• **SHORT TASK**: Skip the pictures and extract all of the lines exactly as written.

• **DATASET EXTRACT**:

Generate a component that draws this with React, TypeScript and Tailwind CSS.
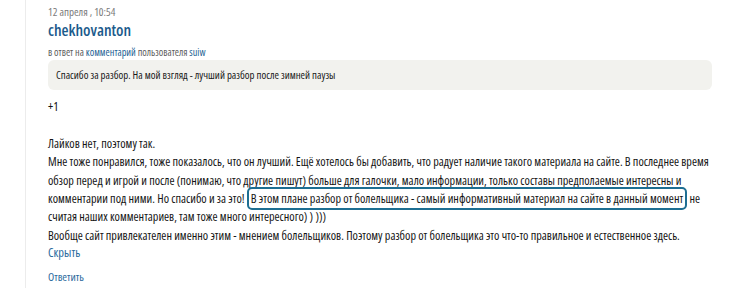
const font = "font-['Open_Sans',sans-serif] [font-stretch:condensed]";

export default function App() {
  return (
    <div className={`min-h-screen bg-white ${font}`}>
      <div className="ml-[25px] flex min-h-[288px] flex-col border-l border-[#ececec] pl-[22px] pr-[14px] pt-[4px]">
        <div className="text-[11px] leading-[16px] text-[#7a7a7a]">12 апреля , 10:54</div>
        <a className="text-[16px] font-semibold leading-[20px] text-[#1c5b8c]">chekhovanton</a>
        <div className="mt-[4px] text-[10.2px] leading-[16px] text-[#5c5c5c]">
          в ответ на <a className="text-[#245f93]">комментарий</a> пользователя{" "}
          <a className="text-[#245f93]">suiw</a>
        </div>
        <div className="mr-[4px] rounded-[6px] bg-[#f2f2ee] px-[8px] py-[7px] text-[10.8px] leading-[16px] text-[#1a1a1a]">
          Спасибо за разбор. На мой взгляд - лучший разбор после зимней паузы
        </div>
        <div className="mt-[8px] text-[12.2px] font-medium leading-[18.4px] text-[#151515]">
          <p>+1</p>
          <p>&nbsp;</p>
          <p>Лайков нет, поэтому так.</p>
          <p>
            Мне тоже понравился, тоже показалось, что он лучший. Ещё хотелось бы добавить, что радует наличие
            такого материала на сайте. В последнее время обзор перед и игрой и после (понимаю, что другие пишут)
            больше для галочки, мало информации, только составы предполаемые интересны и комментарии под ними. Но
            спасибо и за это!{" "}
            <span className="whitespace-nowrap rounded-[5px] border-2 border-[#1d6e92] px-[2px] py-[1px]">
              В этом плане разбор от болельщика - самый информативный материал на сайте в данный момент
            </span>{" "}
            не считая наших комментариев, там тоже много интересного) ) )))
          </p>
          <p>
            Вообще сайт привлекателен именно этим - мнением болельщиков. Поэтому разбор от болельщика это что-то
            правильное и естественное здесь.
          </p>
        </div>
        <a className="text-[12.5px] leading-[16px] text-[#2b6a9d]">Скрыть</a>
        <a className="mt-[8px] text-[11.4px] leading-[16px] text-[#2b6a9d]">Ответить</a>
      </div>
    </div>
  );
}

• **FULL RESPONSE**:
Generate a component that draws this with React, TypeScript and Tailwind CSS.
const font = "font-['Open_Sans',sans-serif] [font-stretch:condensed]";

export default function App() {
  return (
    <div className={`min-h-screen bg-white ${font}`}>
      <div className="ml-[25px] flex min-h-[288px] flex-col border-l border-[#ececec] pl-[22px] pr-[14px] pt-[4px]">
        <div className="text-[11px] leading-[16px] text-[#7a7a7a]">12 апреля , 10:54</div>
        <a className="text-[16px] font-semibold leading-[20px] text-[#1c5b8c]">chekhovanton</a>
        <div className="mt-[4px] text-[10.2px] leading-[16px] text-[#5c5c5c]">
          в ответ на <a className="text-[#245f93]">комментарий</a> пользователя{" "}
          <a className="text-[#245f93]">suiw</a>
        </div>
        <div className="mr-[4px] rounded-[6px] bg-[#f2f2ee] px-[8px] py-[7px] text-[10.8px] leading-[16px] text-[#1a1a1a]">
          Спасибо за разбор. На мой взгляд - лучший разбор после зимней паузы
        </div>
        <div className="mt-[8px] text-[12.2px] font-medium leading-[18.4px] text-[#151515]">
          <p>+1</p>
          <p>&nbsp;</p>
          <p>Лайков нет, поэтому так.</p>
          <p>
            Мне тоже понравился, тоже показалось, что он лучший. Ещё хотелось бы добавить, что радует наличие
            такого материала на сайте. В последнее время обзор перед и игрой и после (понимаю, что другие пишут)
            больше для галочки, мало информации, только составы предполаемые интересны и комментарии под ними. Но
            спасибо и за это!{" "}
            <span className="whitespace-nowrap rounded-[5px] border-2 border-[#1d6e92] px-[2px] py-[1px]">
              В этом плане разбор от болельщика - самый информативный материал на сайте в данный момент
            </span>{" "}
            не считая наших комментариев, там тоже много интересного) ) )))
          </p>
          <p>
            Вообще сайт привлекателен именно этим - мнением болельщиков. Поэтому разбор от болельщика это что-то
            правильное и естественное здесь.
          </p>
        </div>
        <a className="text-[12.5px] leading-[16px] text-[#2b6a9d]">Скрыть</a>
        <a className="mt-[8px] text-[11.4px] leading-[16px] text-[#2b6a9d]">Ответить</a>
      </div>
    </div>
  );
}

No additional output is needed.